Cowley makes the moral of the story explicit: “The religion of art had failed when it tried to become a system of ethics, a way of life,” yielding only “inertia, demoralization, delusions of persecution and grandeur, alcohol, drugs or suicide.” In writing about Crosby, Cowley also had in mind the death of his close friend Hart Crane. Cowley’s ex-wife, Peggy, was traveling with Crane when he committed suicide, in 1932, by leaping from the ship that was carrying them back to New York from Mexico. Cowley’s letter to Tate describing Crane’s death is probably the most authoritative account we have of that tragedy:

Hart, in pajamas and a bathrobe, had walked through the smoking-room and down the full length of the deck to the stern and then dived overboard. The sea was calm—not oily—but with hardly a wave. The people in the stern threw him a life preserver, to which he paid no attention. He came up, waved his hand to the vessel and began swimming away from it. By the time a boat was lowered he had disappeared entirely.

Even before Crane’s death, Cowley had discovered that the antidote to the religion of art, the cure for the hangover that followed the twenties, was radical activism. Today, Exile’s Return is usually read in the revised edition that Cowley produced in 1951, which omits much of the first version’s political rhetoric. But in The Dream of the Golden Mountains, Cowley quotes his original conclusion—written on May Day, 1934—in which he observes that the class struggle “can offer an end to the desperate feeling of solitude and uniqueness that has been oppressing artists for the last two centuries, the feeling that has reduced some of the best of them to silence or futility and the weaker ones to insanity or suicide. It can offer instead a sense of comradeship and participation in a historical process vastly bigger than the individual.”

Cowley, always drawn to “comradeship and participation” in literary life, enthusiastically joined the struggle. In 1932, he took part in a delegation of writers bringing aid to the striking miners of Harlan County, Kentucky. “We didn’t go in as Communists,” Cowley explains to Tate. “We went as Jeffersonian Democrats to test whether relief could be distributed to the miners and whether anybody except coal operators had any constitutional rights in southeastern Kentucky. We proved pretty conclusively that nobody had.”

Cowley’s equivocation about whether he was acting as a Communist or a liberal was typical of fellow travelers of the period. Despite his protestation to Tate, though, Cowley was already deeply involved in Communist causes. Also in 1932, he joined the League of Professional Groups for Foster and Ford, which campaigned for the Communist Party candidates in the presidential election. And a number of letters testify to the general impression that the review section that Cowley edited slanted heavily toward Stalinism. In 1937, for instance, we find him justifying himself to John Dewey: “As for the Soviet Union, I certainly would not defend, and have not defended, everything that has been done there. . . . But I also feel that in general the Soviet Union has been moving in the right direction and that it has to be defended against the fascist nations.”
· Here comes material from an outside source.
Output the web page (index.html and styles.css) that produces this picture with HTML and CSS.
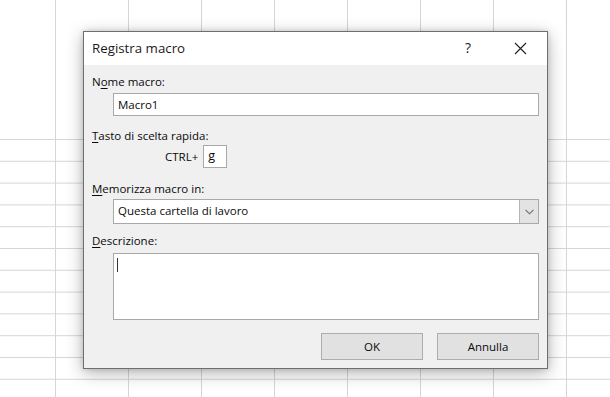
FILE: index.html
```html
<!DOCTYPE html>
<html lang="it">
<head>
<meta charset="utf-8">
<title>Registra macro</title>
<link rel="stylesheet" href="styles.css">
</head>
<body>
<div class="sheet">
  <div class="sheet-top"></div>
  <div class="sheet-rows"></div>

  <div class="dialog">
    <div class="titlebar">
      <span class="title">Registra macro</span>
      <span class="help">?</span>
      <span class="close">
        <svg width="13" height="13" viewBox="0 0 13 13"><path d="M1 1 L12 12 M12 1 L1 12" stroke="#1f1f1f" stroke-width="1.1" fill="none"/></svg>
      </span>
    </div>
    <div class="body">
      <div class="lbl">N<u>o</u>me macro:</div>
      <div class="field name">Macro1</div>

      <div class="lbl lbl-key"><u>T</u>asto di scelta rapida:</div>
      <div class="shortcut">
        <span class="ctrl">CTRL+</span>
        <div class="field key">g</div>
      </div>

      <div class="lbl lbl-store"><u>M</u>emorizza macro in:</div>
      <div class="field select">
        <span class="select-text">Questa cartella di lavoro</span>
        <span class="select-btn">
          <svg width="9" height="6" viewBox="0 0 9 6"><path d="M0.5 0.8 L4.5 4.8 L8.5 0.8" stroke="#6a6a6a" stroke-width="1.1" fill="none"/></svg>
        </span>
      </div>

      <div class="lbl lbl-desc"><u>D</u>escrizione:</div>
      <div class="field desc"><span class="caret"></span></div>

      <div class="buttons">
        <div class="btn">OK</div>
        <div class="btn">Annulla</div>
      </div>
    </div>
  </div>
</div>
</body>
</html>
```

FILE: styles.css
```css
html, body {
  margin: 0;
  padding: 0;
  background: #ffffff;
}

.sheet {
  position: relative;
  width: 610px;
  height: 397px;
  overflow: hidden;
  background-color: #ffffff;
  background-image: linear-gradient(to right, #d6d6d6 0 1px, transparent 1px);
  background-size: 73px 100%;
  background-position: 55px 0;
  font-family: "Open Sans", "Noto Sans", sans-serif;
  color: #0a0a0a;
}

.sheet-top {
  height: 139px;
}

.sheet-rows {
  height: 258px;
  background-image: linear-gradient(to bottom, #d6d6d6 0 1px, transparent 1px);
  background-size: 100% 21.8px;
}

.dialog {
  position: absolute;
  left: 83px;
  top: 31px;
  width: 465px;
  height: 338px;
  box-sizing: border-box;
  border: 1px solid #6f6f6f;
  background: #f0f0f0;
  box-shadow: 0 4px 16px rgba(0, 0, 0, 0.3), 0 0 5px rgba(0, 0, 0, 0.14);
  display: flex;
  flex-direction: column;
}

.titlebar {
  height: 33px;
  background: #ffffff;
  display: flex;
  align-items: center;
  padding-left: 8px;
  flex: none;
}

.title {
  font-size: 13.3px;
  color: #1a1a1a;
  flex: 1;
  margin-top: -1px;
}

.help {
  font-size: 14px;
  color: #1a1a1a;
  width: 12px;
  margin-right: 37px;
  margin-top: -2px;
}

.close {
  width: 13px;
  height: 13px;
  margin-right: 20px;
  display: flex;
}

.body {
  flex: 1;
  display: flex;
  flex-direction: column;
  padding: 9px 8px 0 8px;
  font-size: 11.5px;
}

.lbl {
  line-height: 16px;
  height: 16px;
}

.lbl u {
  text-decoration-thickness: 1px;
  text-underline-offset: 2px;
}

.field {
  background: #ffffff;
  border: 1px solid #a9a9a9;
  box-sizing: border-box;
}

.name {
  margin: 3px 0 0 21px;
  height: 23px;
  line-height: 21px;
  padding-left: 4px;
}

.lbl-key {
  margin-top: 12px;
}

.shortcut {
  display: flex;
  align-items: center;
  margin: 1px 0 0 73px;
  height: 23px;
}

.ctrl {
  margin-right: 5px;
}

.key {
  width: 24px;
  height: 23px;
  line-height: 19px;
  padding-left: 4px;
  font-size: 12.5px;
}

.lbl-store {
  margin-top: 13px;
}

.select {
  margin: 2px 0 0 21px;
  height: 25px;
  display: flex;
  align-items: stretch;
}

.select-text {
  flex: 1;
  padding-left: 4px;
  line-height: 22px;
}

.select-btn {
  width: 18px;
  background: #e3e3e3;
  border-left: 1px solid #b5b5b5;
  display: flex;
  align-items: center;
  justify-content: center;
}

.lbl-desc {
  margin-top: 9px;
}

.desc {
  margin: 4px 0 0 21px;
  height: 67px;
  position: relative;
}

.caret {
  position: absolute;
  left: 3px;
  top: 4px;
  width: 1px;
  height: 14px;
  background: #333;
}

.buttons {
  display: flex;
  justify-content: flex-end;
  gap: 14px;
  margin-top: 13px;
}

.btn {
  width: 102px;
  height: 27px;
  box-sizing: border-box;
  background: #e1e1e1;
  border: 1px solid #adadad;
  text-align: center;
  line-height: 25px;
}
```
It took the Nazi-Soviet Pact of 1939 to break Cowley’s allegiance to Communism—though even then, he waited until June 1940 to resign publicly from the League of American Writers. The pact was the kind of shock that led some Communists and fellow travelers to wrestle seriously with their former commitment—to probe the relationship between liberalism and radicalism and the dangers of totalizing idealism. Cowley, however, continued to see political issues in personal terms. His “quarrels with the anti-Stalinists,” he writes in 1941, were essentially “a renewal of my high-school and college quarrel with the grinds, the people who made no higher marks than I did, or not much higher marks (remember I was ninth in my class at Harvard) but hadn’t cultivated the ironic attitude that study was unimportant.” The Trotskyists may have been right, or at least more right than the Stalinists, but this matters less than their unappealing earnestness, so at odds with Cowley’s debonair style.

Cowley’s Communist phase had a sad sequel in late 1941, when Archibald MacLeish offered him a job working for the Office of Facts and Figures, the wartime propaganda agency. Cowley eagerly accepted the job, wanting to do his part for the war effort, in which he now strongly believed. But in an early example of Red-hunting, the Dies Committee and the press publicized his Communist history and hounded him out of office after just a few months. The letters chronicling this affair are fascinating for what they reveal about Cowley’s own understanding of his political past. Once again, he equivocates between Communism and advanced liberalism, and he writes disingenuously about his past commitments: “I am not and have never been a Communist. . . . I have no connection with any organization whatsoever in which there are Communist members.”

This was at best technically true, even if by late 1941 Cowley had severed his prominent and long-standing ties with Communist organizations. He goes on in other letters to obfuscate the plain meaning of poems he had written in honor of the Communist martyrs in China and Spain (“ ‘Tomorrow Morning’ is not even a political poem, let alone a revolutionary poem. It is a lament for those who died in vain”). Never at the time or afterward does it seem to occur to him that the government might have had a legitimate interest in refusing to employ someone who, for a decade, had supported the overthrow of the government.

But then, as Wilson had seen, politics wasn’t quite real to Cowley, even when he found himself in the thick of it. What Cowley cared about, what occupied him exclusively before and after the 1930s, was literature, and politics existed for him primarily in literary terms. The Long Voyage is, among other things, a document of the difficulties that can beset such a man when he lives in an era that makes politics unavoidable.